Canto a la impotencia
Rige en el gobierno de Fernández una suerte de épica de la impotencia, que consiste en describir los problemas y señalar a los culpables de que nada pueda resolverse. Es el refugio confortable de Alberto, para quien la acción suele desatar movimientos impredecibles que desequilibran la coalición peronista. El resultado es un Gabinete de satélites que orbitan a la deriva, sin una estrella que los guíe. Cada tanto chocan, como ocurre estos días.
Pocas veces resultó tan evidente como esta semana cuando el Gobierno irrumpió en los terrenos usurpados por activistas indigenistas en la Patagonia. Los líderes de las tomas escaparon sin mayores inconvenientes. La detención de un grupo de mujeres y su posterior traslado al penal de Ezeiza reavivó la crisis de gobierno.
Cristina y La Cámpora asumieron en silencio los operativos que comandó Aníbal Fernández. La incomodidad ideológica del kirchnerismo quedó al desnudo con la renuncia abrupta de Elizabeth Gómez Alcorta, una ministra que fue abogada del prófugo Facundo Jones Huala y de Milagro Sala. El Presidente -que la consideraba tropa propia- intentó en vano retenerla en una charla en Olivos que ocurrió cuando tenía que salir hacia Escobar para asistir a una proyección de “Argentina, 1985″ con alumnos secundarios.

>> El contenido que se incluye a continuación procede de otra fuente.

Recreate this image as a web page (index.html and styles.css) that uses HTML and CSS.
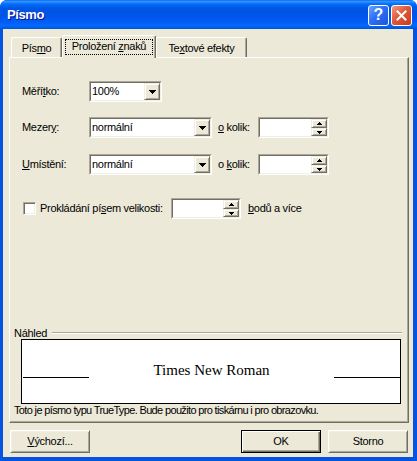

Gracias a la urgencia cinéfila logró retrasar una noche la confirmación de la salida, que siguió la curiosa tradición epistolar de los funcionarios que abandonan el barco albertista. Gómez Alcorta se permitió incluso descubrir -dos años y medio después de su asunción- que era casi la única mujer en un gabinete con tantos ministres.
Acción y reacción: ahora hay sectores del oficialismo que empujan por remover a Aníbal Fernández, que viene de sobrevivir a las fallas de la custodia vicepresidencial en el episodio de Recoleta.

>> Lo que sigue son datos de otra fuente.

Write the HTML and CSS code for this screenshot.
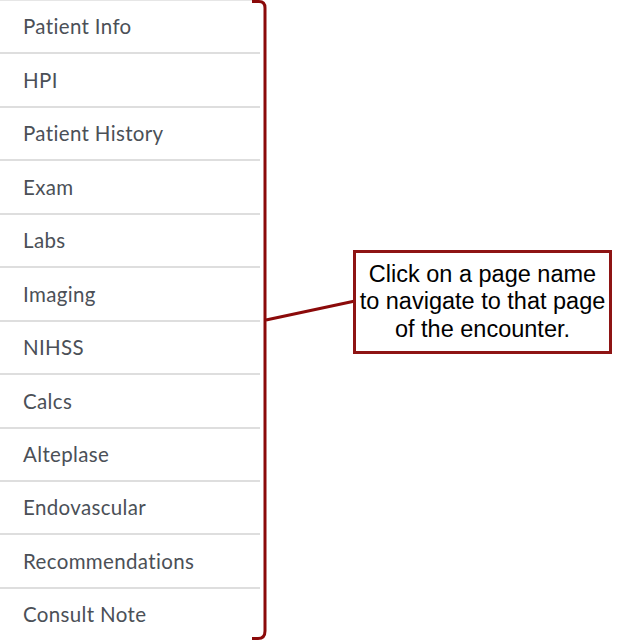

Otro escándalo diluyó el impacto de la salida de Gómez Alcorta. La represión en La Plata durante Gimnasia-Boca dejó sin coartadas semánticas al kirchnerismo duro. En el gobierno que asumen como indiscutiblemente propio, la policía disparó y tiró gases de manera cruenta contra los asistentes y estuvo a punto de convertir el estadio del Bosque en el escenario de una tragedia. Un hombre de 57 años murió de un infarto.
Sergio Berni ejecutó el papel que le asignó Cristina en 2019: ser el escudo de Kicillof ante la crisis de seguridad bonaerense. Esta vez el truco salió mal. Quiso culpar al club sin reprochar la acción temeraria de la fuerza que él conduce políticamente. Las escenas que mostró la televisión dejaron en ridículo sus palabras.
“Cristina estaba furiosa. Dimos la peor imagen. Ella pidió actuar contra los responsables”, dice una fuente del kirchnerismo bonaerense. El castigo, por el momento, se cortó en el comisario a cargo del operativo y un puñado de agentes. En medio de una avalancha de fuego amigo, el ministro depende ahora únicamente del veredicto de Cristina.
La Cámpora se mordió la lengua durante una noche entera, pero no pudo prolongar el disimulo: “Repudiamos la violencia y la represión de la policía bonaerense”, escribió la agrupación, en un texto escueto que pasó la supervisión de Máximo Kirchner. Tuvieron la delicadeza de no decir “la policía de Kicillof”, aunque algunos en La Plata vieron en la reacción una forma de diferenciarse de un gobernador a quien nunca consideraron parte de su cofradía.
También se abstuvieron de las habituales comparaciones con la dictadura, a diferencia del día en que “la policía de Larreta” puso vallas alrededor de la casa de Cristina Kirchner y empapó con agua potable a los pibes que se juntaron para la liberación.